You get the drift of the gist.
The best guess for what comes next, via The Hill:
If they aren’t able to reach a deal in the morning, McConnell has vowed to hold a vote after the Senate comes in at noon to try for a second time to advance the stimulus package. Democrats blocked the bill — technically a shell that the coronavirus legislation will be swapped into — arguing that they had not made enough progress.
With Rand Paul now diagnosed as having coronavirus, it’s a safe bet that the Senate is particularly eager to get this bill wrapped up.
So a suggestion and a request:
1. Since many of you are anxiously idled at home, please put good use to your time. Contact your Senators, best calling their district offices or by e-mail. If you call, be polite but pointed; if you e-mail, you can give them a piece of your mind. Decry the corporate welfare and the lack of accountability. Explain why the only way to save the economy is to save worker earnings. If they can do it in Denmark, why can’t we? If tens of millions of American households go bankrupt, and the ones who didn’t are hanging on by their fingernails, who will fill those planes and hotel rooms?
It did make a difference during the TARP that the initial calls were 99% against, and only by dint of companies telling their workers to shill for the bill did it shift to a mere 80% against.
2. I will be off the grid while this story develops. Could you help make this post more like a live blog, filling in links, tweets, and observations?

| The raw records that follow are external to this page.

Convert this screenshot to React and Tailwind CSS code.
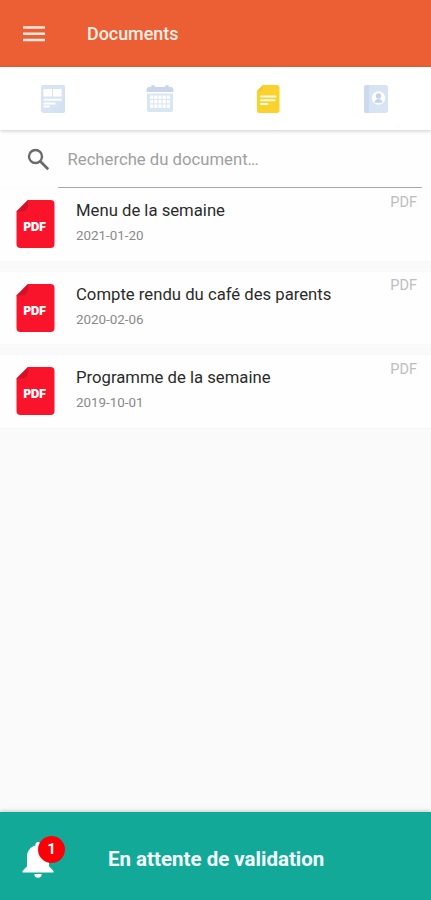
import { useState } from 'react';

const documents = [
  { id: 1, title: 'Menu de la semaine', date: '2021-01-20', type: 'PDF' },
  { id: 2, title: 'Compte rendu du café des parents', date: '2020-02-06', type: 'PDF' },
  { id: 3, title: 'Programme de la semaine', date: '2019-10-01', type: 'PDF' },
];

function NewsIcon() {
  return (
    <svg width="28" height="30" viewBox="0 0 28 30">
      <rect x="2" y="1" width="24" height="28" rx="2" fill="#d8e4f3" />
      <rect x="4.500" y="5" width="8.500" height="7.500" fill="#fff" />
      <rect x="14" y="5" width="8.500" height="7.500" fill="#fff" />
      <path d="M4.500 15.800h18M4.500 19.500h12M4.500 22.500h6" stroke="#fff" strokeWidth="2" />
      <path d="M24 1a2 2 0 0 1 2 2v24a2 2 0 0 1-2 2H12l12-12z" fill="#c9d8ed" opacity=".25" />
    </svg>
  );
}

function CalendarIcon() {
  return (
    <svg width="28" height="30" viewBox="0 0 28 30">
      <path d="M.5 8V6a3 3 0 0 1 3-3H5a2 2 0 0 1 4 0h10a2 2 0 0 1 4 0h1.500a3 3 0 0 1 3 3v2z" fill="#ccd5ea" />
      <path d="M1 9.500h26V26a2 2 0 0 1-2 2H3a2 2 0 0 1-2-2z" fill="#d8e5f3" />
      <g fill="#fff">
        {[11.5, 16, 20.5].map(y =>
          [4, 8.2, 12.4, 16.6, 20.8].map(x => <rect key={`${x}-${y}`} x={x} y={y} width="3.2" height="3.4" />)
        )}
      </g>
    </svg>
  );
}

function NoteIcon() {
  return (
    <svg width="28" height="30" viewBox="0 0 28 30">
      <path d="M9 1h14a2.500 2.500 0 0 1 2.500 2.500v23A2.500 2.500 0 0 1 23 29H5.500A2.500 2.500 0 0 1 3 26.500V7z" fill="#fad22d" />
      <path d="M3 7l6-6v4a2 2 0 0 1-2 2z" fill="#f3c829" />
      <path d="M7 12.500h14.500M7 16.300h13.500M7 20h6.500" stroke="#fffbe6" strokeWidth="2" strokeLinecap="round" />
    </svg>
  );
}

function ContactsIcon() {
  return (
    <svg width="28" height="30" viewBox="0 0 28 30">
      <rect x="2" y="1" width="24" height="28" rx="2.500" fill="#d8e4f3" />
      <path d="M4.500 1H7v28H4.500A2.500 2.500 0 0 1 2 26.500v-23A2.500 2.500 0 0 1 4.500 1z" fill="#cddaeb" />
      <circle cx="16.500" cy="14" r="6.700" fill="#fff" />
      <circle cx="16.500" cy="12" r="2.700" fill="#c5d3e7" />
      <path d="M12.500 18.800c0-2.500 1.800-3.800 4-3.800s4 1.300 4 3.800z" fill="#c5d3e7" />
    </svg>
  );
}

function PdfIcon() {
  return (
    <svg width="39" height="48" viewBox="0 0 39 48" className="shrink-0">
      <path d="M12 0h22.500a4 4 0 0 1 4 4v40a4 4 0 0 1-4 4H4.500a4 4 0 0 1-4-4V11.500z" fill="#fa142b" />
      <path d="M.5 11.500L12 0v5.500a6 6 0 0 1-6 6z" fill="#d3122a" />
      <text x="18.700" y="31" textAnchor="middle" fill="#fff" className="font-['Inter',sans-serif] text-[11.500px] font-black">PDF</text>
    </svg>
  );
}

const tabs = [
  { name: 'Actualités', Icon: NewsIcon },
  { name: 'Calendrier', Icon: CalendarIcon },
  { name: 'Documents', Icon: NoteIcon },
  { name: 'Contacts', Icon: ContactsIcon },
];

export default function App() {
  const [search, setSearch] = useState('');
  const list = documents.filter(d => d.title.toLowerCase().includes(search.toLowerCase()));

  return (
    <div className="flex h-screen flex-col overflow-hidden bg-[#fafafa] font-['Roboto',sans-serif]">
      <header className="flex h-[67px] shrink-0 items-center bg-[#ec5f34] pl-[22px]">
        <button aria-label="Menu">
          <svg width="24" height="20" viewBox="0 0 24 20" className="block">
            <path d="M1 3.500h22M1 9.800h22M1 16h22" stroke="#fde9df" strokeWidth="2.500" />
          </svg>
        </button>
        <h1 className="pl-[41px] text-[17.900px] leading-6 font-medium text-[#fff1e9]">Documents</h1>
      </header>

      <nav className="relative grid h-[63px] shrink-0 grid-cols-4 bg-white shadow-[0_1px_4px_rgba(0,0,0,0.2)]">
        {tabs.map(({ name, Icon }) => (
          <button key={name} aria-label={name} className="flex items-center justify-center pr-[2.500px] pt-[1px]"><Icon /></button>
        ))}
      </nav>

      <div className="flex h-[58px] shrink-0 bg-[#fefefe] pr-[9px] pl-[27px]">
        <svg width="24" height="24" viewBox="0 0 24 24" className="mt-[18px] shrink-0">
          <circle cx="8.500" cy="8.500" r="6.500" fill="none" stroke="#6a6a6a" strokeWidth="2.400" />
          <path d="M13 13l8.200 8.200" stroke="#6a6a6a" strokeWidth="2.700" />
        </svg>
        <input type="text" placeholder="Recherche du document…" value={search} onChange={e => setSearch(e.target.value)}
          className="ml-[7px] min-w-0 flex-1 border-b border-[#aaa] pt-[3px] pl-[9.500px] text-[16.700px] text-[#222] outline-none placeholder:text-[#a0a0a0]" />
      </div>

      <main className="flex flex-1 flex-col gap-[11px]">
        {list.map(doc => (
          <div key={doc.id} className="flex h-[72.670px] shrink-0 bg-[#fefefe] pt-3 pr-3.5 pl-[15.500px] shadow-[0_0_3px_rgba(0,0,0,0.02)]">
            <PdfIcon />
            <div className="ml-[21.500px] flex-1 pt-px">
              <h2 className="text-[16.700px] leading-5 text-[#2b2b2b]">{doc.title}</h2>
              <p className="mt-[6px] text-[13.400px] leading-[18px] text-[#8a8a8a]">{doc.date}</p>
            </div>
            <span className="-mt-[7.500px] text-[14.500px] leading-5 text-[#bdbdbd]">{doc.type}</span>
          </div>
        ))}
      </main>

      <footer className="flex h-[88px] shrink-0 items-center bg-[#13a999] pl-[22px] shadow-[0_-1px_4px_rgba(0,0,0,0.2)]">
        <div className="relative mt-[2px] h-[42px] w-[43px]">
          <svg width="32" height="36" viewBox="0 0 32 36" className="mt-[6px] block">
            <path d="M16 0c-1.500 0-2.500 1-2.500 2.400v1.100C8.500 4.800 5 9 5 14.500v9.800L.5 29v1.500h31V29L27 24.300v-9.800C27 9 23.500 4.800 18.500 3.500V2.400C18.500 1 17.500 0 16 0z" fill="#fff" />
            <path d="M12.300 32h7.400a3.700 3.700 0 0 1-7.400 0z" fill="#fff" />
          </svg>
          <span className="absolute top-0 right-0 flex size-[27px] items-center justify-center rounded-full bg-[#fb0007] text-[15px] font-bold text-white">1</span>
        </div>
        <p className="mt-[5px] ml-[43px] text-[20.500px] leading-6 font-bold text-[#f4fffd]">En attente de validation</p>
      </footer>
    </div>
  );
}
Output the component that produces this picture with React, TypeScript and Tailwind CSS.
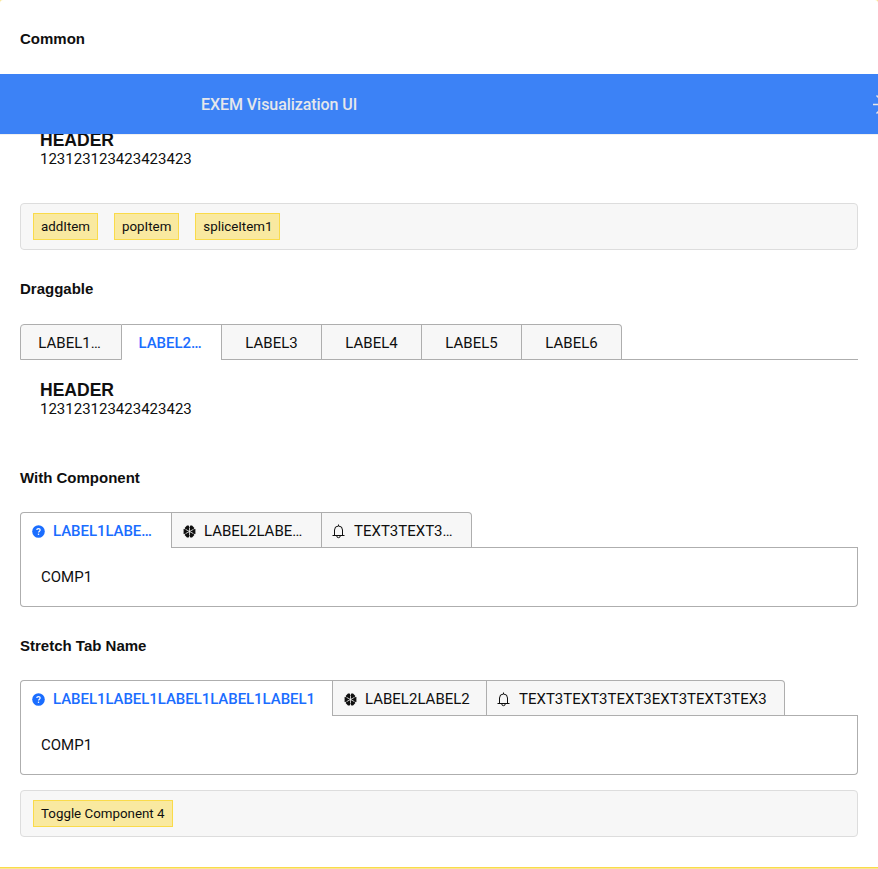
import { useState, type ReactNode } from "react";

function HelpIcon() {
  return (
    <svg viewBox="0 0 13 13" className="size-[13px] shrink-0">
      <circle cx="6.5" cy="6.5" r="6.3" fill="currentColor" />
      <path d="M4.8 5.1C4.8 3 8.2 3 8.2 5.1 8.2 6.2 6.5 6.2 6.5 7.6" fill="none" stroke="#fff" strokeWidth="1.2" />
      <rect x="5.85" y="8.6" width="1.3" height="1.3" fill="#fff" />
    </svg>
  );
}

function WheelIcon() {
  return (
    <svg viewBox="0 0 13 13" className="size-[13px] shrink-0">
      <path d="M4 .5h5l3.4 3.6v4.8L9 12.5H4L.6 8.9V4.1z" fill="currentColor" />
      <path
        d="M6.5 2.6v7.8M3 4.6l7 3.8M10 4.6L3 8.4"
        fill="none"
        stroke="#f7f7f7"
        strokeWidth=".8"
      />
      <path
        d="M5.6 0L6.5 2.8 7.4 0zM5.6 13l.9-2.8.9 2.8zM0 3.4l3 1.3L.9 2.2zM13 3.4l-3 1.3 2.1-2.5zM0 9.6l3-1.3L.9 10.8zM13 9.6l-3-1.3 2.1 2.5z"
        fill="#f7f7f7"
      />
    </svg>
  );
}

function BellIcon() {
  return (
    <svg viewBox="0 0 13 15" className="-ml-px mr-px h-[15px] w-[13px] shrink-0" fill="none" stroke="currentColor">
      <path d="M.5 11.5h12M2.5 11.5V6a4 4 0 0 1 8 0v5.5M6.5 2V.5M4.8 12a1.7 1.7 0 0 0 3.4 0" />
    </svg>
  );
}

function Heading({ children }: { children: ReactNode }) {
  return <h4 className="font-['Liberation_Sans',Arial,sans-serif] text-[15px] leading-[18px] font-bold">{children}</h4>;
}

function HeaderContent() {
  return (
    <div className="pl-5">
      <h3 className="font-['Liberation_Sans',Arial,sans-serif] text-[17.55px] leading-5 font-bold">HEADER</h3>
      <p className="leading-[18px]">123123123423423423</p>
    </div>
  );
}

function ButtonBar({ labels }: { labels: string[] }) {
  return (
    <div className="flex h-[47px] items-center gap-4 rounded border border-[#dddddd] bg-[#f7f7f7] px-3">
      {labels.map((label) => (
        <button
          key={label}
          className="h-[27px] border border-[#fadb4a] bg-[#f9e9a0] px-[7px] text-[13.3333px] leading-[25px] font-normal"
        >
          {label}
        </button>
      ))}
    </div>
  );
}

type Tab = { label: string; width: string; icon?: ReactNode };

function Tabs({ tabs, initial }: { tabs: Tab[]; initial: number }) {
  const [active, setActive] = useState(initial);
  return (
    <div className="flex h-9">
      {tabs.map((tab, i) => (
        <button
          key={tab.label}
          onClick={() => setActive(i)}
          className={`flex h-9 items-center border-t border-r border-[#aeaeae] pt-[2px] ${tab.width} ${
            tab.icon ? "gap-2 pl-[11px]" : "justify-center"
          } ${!tab.icon && tab.label.endsWith("…") ? "pr-[3px]" : ""} ${i === 0 ? "rounded-tl border-l" : ""} ${
            i === tabs.length - 1 ? "rounded-tr" : ""
          } ${i === active ? "bg-white pb-px font-medium tracking-[-0.06px] text-[#1a6dff]" : "border-b bg-[#f7f7f7]"}`}
        >
          {tab.icon}
          <span>{tab.label}</span>
        </button>
      ))}
      <div className="flex-1 border-b border-[#aeaeae]" />
    </div>
  );
}

function Panel() {
  return (
    <div className="h-[59px] rounded-b border border-t-0 border-[#aeaeae] px-5 pt-5 leading-[18px]">COMP1</div>
  );
}

const draggable: Tab[] = [
  { label: "LABEL1…", width: "w-[102px]" },
  { label: "LABEL2…", width: "w-[100px]" },
  { label: "LABEL3", width: "w-[100px]" },
  { label: "LABEL4", width: "w-[100px]" },
  { label: "LABEL5", width: "w-[100px]" },
  { label: "LABEL6", width: "w-[100px]" },
];

const withComponent: Tab[] = [
  { label: "LABEL1LABE…", width: "w-[152px]", icon: <HelpIcon /> },
  { label: "LABEL2LABE…", width: "w-[150px]", icon: <WheelIcon /> },
  { label: "TEXT3TEXT3…", width: "w-[150px]", icon: <BellIcon /> },
];

const stretched: Tab[] = [
  { label: "LABEL1LABEL1LABEL1LABEL1LABEL1", width: "w-[313px]", icon: <HelpIcon /> },
  { label: "LABEL2LABEL2", width: "w-[154px]", icon: <WheelIcon /> },
  { label: "TEXT3TEXT3TEXT3EXT3TEXT3TEX3", width: "w-[298px]", icon: <BellIcon /> },
];

export default function App() {
  return (
    <div className="h-[869px] w-full overflow-hidden bg-[#fae792] font-[Roboto,sans-serif] text-[15px] text-[#0f0f0f]">
      <main className="h-[868px] overflow-hidden rounded-t-[3px] border-b border-[#fadb4a] bg-white">
        <div className="h-[74px] px-5 pt-[30px]">
          <Heading>Common</Heading>
        </div>
        <header className="relative z-10 flex h-[60px] items-center justify-between bg-[#3c82f6] pl-[201px] text-[#e5e7eb] shadow-[0_1px_0_rgba(0,0,0,0.06)]">
          <span className="pt-px text-base font-medium tracking-[-0.06px]">EXEM Visualization UI</span>
          <svg viewBox="0 0 5 24" className="h-6 w-[5px]" fill="none" stroke="currentColor" strokeWidth="1.5">
            <path d="M0 12.5h5M3.5 3.5L5.5 5.5M3.5 21.5l2-2" />
          </svg>
        </header>
        <div className="px-5">
          <div className="-mt-1 h-[73px]">
            <HeaderContent />
          </div>
          <ButtonBar labels={["addItem", "popItem", "spliceItem1"]} />
          <div className="h-[74px] pt-[30px]">
            <Heading>Draggable</Heading>
          </div>
          <Tabs tabs={draggable} initial={1} />
          <div className="h-[108px] pt-5">
            <HeaderContent />
          </div>
          <div className="h-11 pt-px">
            <Heading>With Component</Heading>
          </div>
          <Tabs tabs={withComponent} initial={0} />
          <Panel />
          <div className="h-[73px] pt-[30px]">
            <Heading>Stretch Tab Name</Heading>
          </div>
          <Tabs tabs={stretched} initial={0} />
          <Panel />
          <div className="pt-[15px]">
            <ButtonBar labels={["Toggle Component 4"]} />
          </div>
        </div>
      </main>
    </div>
  );
}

Not only is the #COVID-19 situation overly dynamic, both on the health and medical fronts, but I am deeply involved in elder care – making masks, arranging for care-giving coverage, getting screens on the doors for fresh air – and do not have time to write a definitive post, even if one could be written. So let’s see the NC commentariat will bring its legendary information gathering and critical thinking skills to bear!